Now this certainly introduces more errors. You can see that in the examples below. For a larger image with one main colour like 6 Nimmt we still get the correct dominant colour but in Altiplano it does not match the other methods.

The fast method is therefore probably the best option but scaling can still be useful...

Running On a Web Server

I have a fairly simple Linux webserver I use to host my bots and a website. This falls over due to a very large numpy array if you have a high def image so I added a very simple check into my bot code to use the fastest method if the image is larger than 1080p:

if shape[0] > 1920 and shape[1] > 1080:
    img = rescale(img, 0.1, multichannel=True)
    img = img * 255
    if debug:
        print(f'x0.10 Scaled shape: {np.shape(img)}')
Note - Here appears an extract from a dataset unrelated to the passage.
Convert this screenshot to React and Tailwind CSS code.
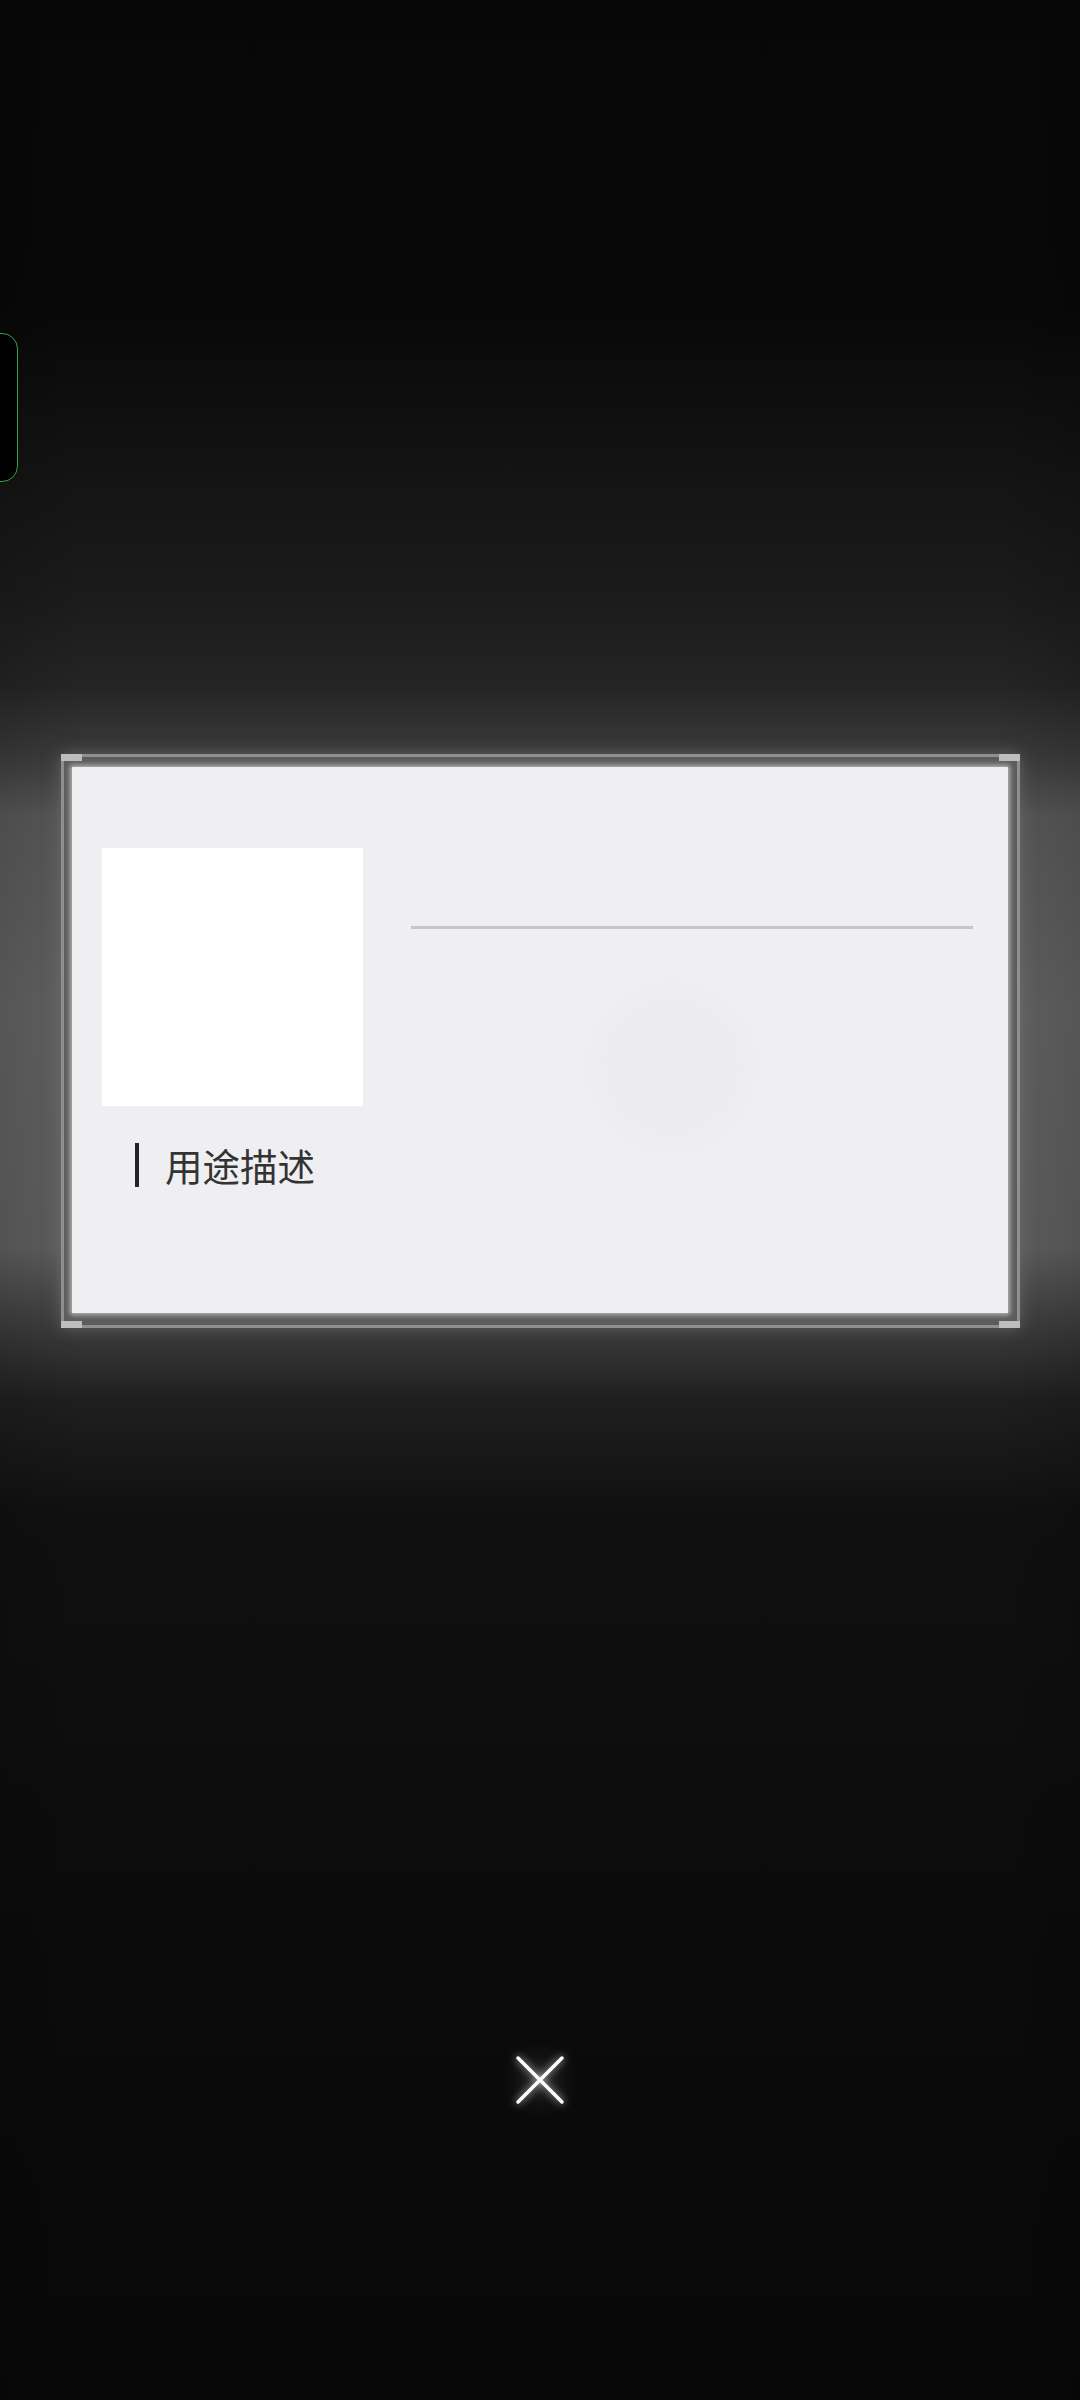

And now my bot can add a snazzy coloured embed, here are some examples:

So I hope you find that helpful if you want to (relatively quickly) extract the dominant colour from an image. The git repo showing the comparisons above is a place to start if you want to use these functions.

Tom Out!

References

1. Color Separation in an Image using KMeans Clustering using Python

2. How to find the average colour of an image in Python with OpenCV?